### Data excerpt ###

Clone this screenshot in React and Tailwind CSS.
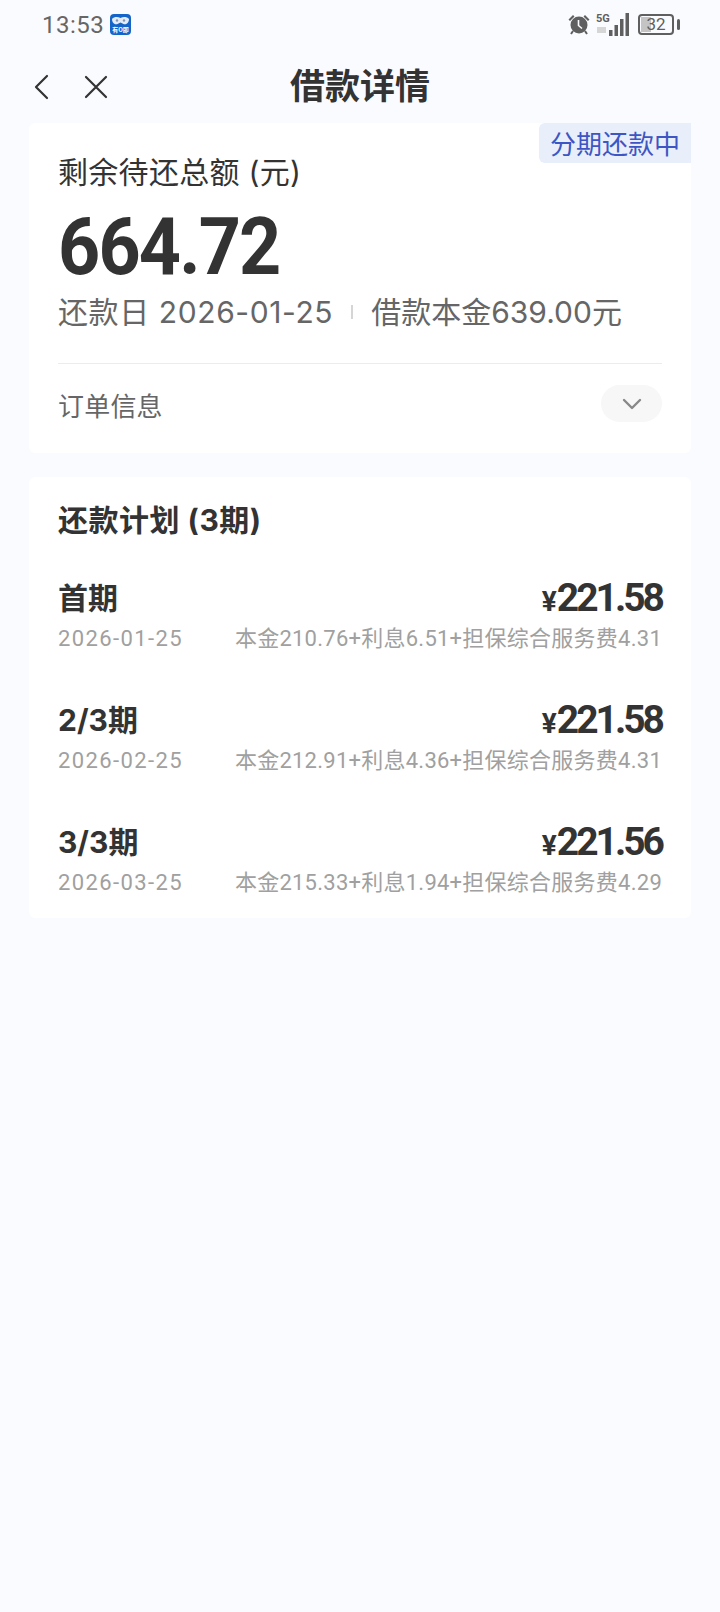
import React from 'react';

const plans = [
  { name: '首期', date: '2026-01-25', amount: '221.58', detail: '本金210.76+利息6.51+担保综合服务费4.31' },
  { name: '2/3期', date: '2026-02-25', amount: '221.58', detail: '本金212.91+利息4.36+担保综合服务费4.31' },
  { name: '3/3期', date: '2026-03-25', amount: '221.56', detail: '本金215.33+利息1.94+担保综合服务费4.29' },
];

function AppBadge() {
  return (
    <svg width="21" height="21" viewBox="0 0 21 21">
      <rect width="21" height="21" rx="4" fill="#1565c8" />
      <path d="M2 5C4 2.500 8 2.500 10.500 4C13 2.500 17 2.500 19 5C19 9.500 15.500 11 13.500 10L10.500 8.500L7.500 10C5.500 11 2 9.500 2 5Z" fill="#e4ebf5" />
      <circle cx="7" cy="6.500" r="1.200" fill="#7f96b8" />
      <circle cx="14" cy="6.500" r="1.200" fill="#7f96b8" />
      <text x="10.500" y="17.800" fontSize="6" fontWeight="700" fill="#fff" textAnchor="middle" fontFamily="Noto Sans CJK SC">有O即</text>
    </svg>
  );
}

function StatusIcons() {
  return (
    <div className="flex items-center text-[#5f5f5f]">
      {/* alarm */}
      <svg width="22" height="22" viewBox="0 0 22 22" fill="#5f5f5f">
        <circle cx="11" cy="12" r="8.500" />
        <path d="M0.500 6.500L5 2L6.500 3.500L2 8ZM21.500 6.500L17 2L15.500 3.500L20 8Z" />
        <path d="M5 18L3 21M17 18L19 21" stroke="#5f5f5f" strokeWidth="2" />
        <path d="M10.500 7V12.500L14 15.500" stroke="#fafbff" strokeWidth="1.600" fill="none" />
      </svg>
      {/* 5G signal */}
      <svg width="37" height="25" viewBox="3 0 37 25" className="ml-[6px]" fill="#5f5f5f">
        <text x="3" y="10" fontSize="11" fontWeight="700" fontFamily="Roboto">5G</text>
        <rect x="4" y="15" width="9" height="6" fill="#d6d6d6" />
        <rect x="16" y="18" width="3.500" height="6" />
        <rect x="21.500" y="13" width="3.500" height="11" />
        <rect x="27" y="7" width="3.500" height="17" />
        <rect x="32.500" y="1" width="3.500" height="23" />
      </svg>
      {/* battery */}
      <div className="relative ml-[5px] flex h-[21px] w-[36px] items-center justify-center rounded-[4px] border-2 border-[#5f5f5f] font-['Roboto'] text-[17px] leading-none">
        <div className="absolute left-[1px] top-[1px] bottom-[1px] w-[10px] bg-[#c4c4c4]" />
        <span className="relative">32</span>
      </div>
      <div className="ml-[3px] h-[11px] w-[3px] rounded-sm bg-[#5f5f5f]" />
    </div>
  );
}

export default function App() {
  return (
    <div className="min-h-[1612px] bg-[#fafbff] font-['Inter','Noto_Sans_CJK_SC',sans-serif] text-[#333]">
      {/* Status bar */}
      <div className="flex h-[48px] items-center justify-between pl-[42px] pr-[40px]">
        <div className="flex items-center gap-[6px] pt-[1px]">
          <span className="font-['Roboto'] text-[24px] tracking-[0.5px] text-[#666]">13:53</span>
          <AppBadge />
        </div>
        <StatusIcons />
      </div>

      {/* Nav */}
      <div className="relative flex h-[75px] items-center justify-center pt-[1px]">
        <div className="absolute left-[33px] top-[26px] flex items-center gap-[33px]">
          <svg width="18" height="26" viewBox="0 0 18 26" fill="none" stroke="#333" strokeWidth="2.200" strokeLinecap="round" strokeLinejoin="round">
            <path d="M14 2L3 13L14 24" />
          </svg>
          <svg width="24" height="24" viewBox="0 0 24 24" fill="none" stroke="#333" strokeWidth="2.200" strokeLinecap="round">
            <path d="M2 2L22 22M22 2L2 22" />
          </svg>
        </div>
        <h1 className="text-[35px] font-bold">借款详情</h1>
      </div>

      <div className="px-[29px]">
        {/* Summary card */}
        <section className="relative h-[330px] rounded-[6px] bg-white px-[29px]">
          <div className="absolute right-0 top-0 flex h-[40px] w-[152px] items-center justify-center rounded-bl-[6px] rounded-tl-[6px] bg-[#e9eefb] pt-[3px] text-[26px] text-[#3d56c4]">
            分期还款中
          </div>
          <p className="pt-[28px] text-[30px] leading-[42px] tracking-[0.3px]">剩余待还总额 (元)</p>
          <p className="mt-[11px] origin-left scale-x-[0.92] font-['Roboto'] text-[80px] font-bold leading-[86px] tracking-[-2px]">664.72</p>
          <div className="mt-[1px] flex items-center text-[30px] leading-[42px] text-[#666]">
            <span className="tracking-[0.6px]">还款日 2026-01-25</span>
            <span className="ml-[18px] h-[14px] w-[2px] bg-[#d5d5d5]" />
            <span className="ml-[18px]">借款本金639.00元</span>
          </div>
          <div className="mt-[30px] h-px bg-[#ececec]" />
          <div className="flex h-[85px] items-center justify-between">
            <span className="text-[26px] tracking-[0.2px] text-[#666]">订单信息</span>
            <div className="mb-[6px] flex h-[37px] w-[61px] items-center justify-center rounded-full bg-[#f7f7f7]">
              <svg width="20" height="12" viewBox="0 0 20 12" fill="none" stroke="#888" strokeWidth="2.400" strokeLinecap="round" strokeLinejoin="round">
                <path d="M2 2L10 10L18 2" />
              </svg>
            </div>
          </div>
        </section>

        {/* Plan card */}
        <section className="mt-[24px] h-[441px] rounded-[6px] bg-white px-[29px] pt-[22px]">
          <h2 className="text-[30px] font-bold leading-[42px] tracking-[0.5px]">还款计划 (3期)</h2>
          <div className="mt-[33px] flex flex-col gap-[38px]">
            {plans.map((plan) => (
              <div key={plan.date}>
                <div className="flex h-[44px] items-center justify-between">
                  <span className="pt-[4px] text-[30px] font-bold leading-[44px]">{plan.name}</span>
                  <span className="pt-[8px] font-['Roboto'] text-[39px] font-bold leading-[44px] tracking-[-3px]">
                    <span className="mr-[3px] text-[28px]">¥</span>{plan.amount}
                  </span>
                </div>
                <div className="flex h-[40px] items-center justify-between pt-[2px] font-['Roboto','Noto_Sans_CJK_SC',sans-serif] text-[22px] leading-[40px] text-[#a0a0a0]">
                  <span className="tracking-[1.4px]">{plan.date}</span>
                  <span className="tracking-[0.25px]">{plan.detail}</span>
                </div>
              </div>
            ))}
          </div>
        </section>
      </div>
    </div>
  );
}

###

Given instruction: From the opening line of the listing above through the line bearing "import React from 'react';", repeat each line exactly. Drop every picture.

Reply:
Clone this screenshot in React and Tailwind CSS.
import React from 'react';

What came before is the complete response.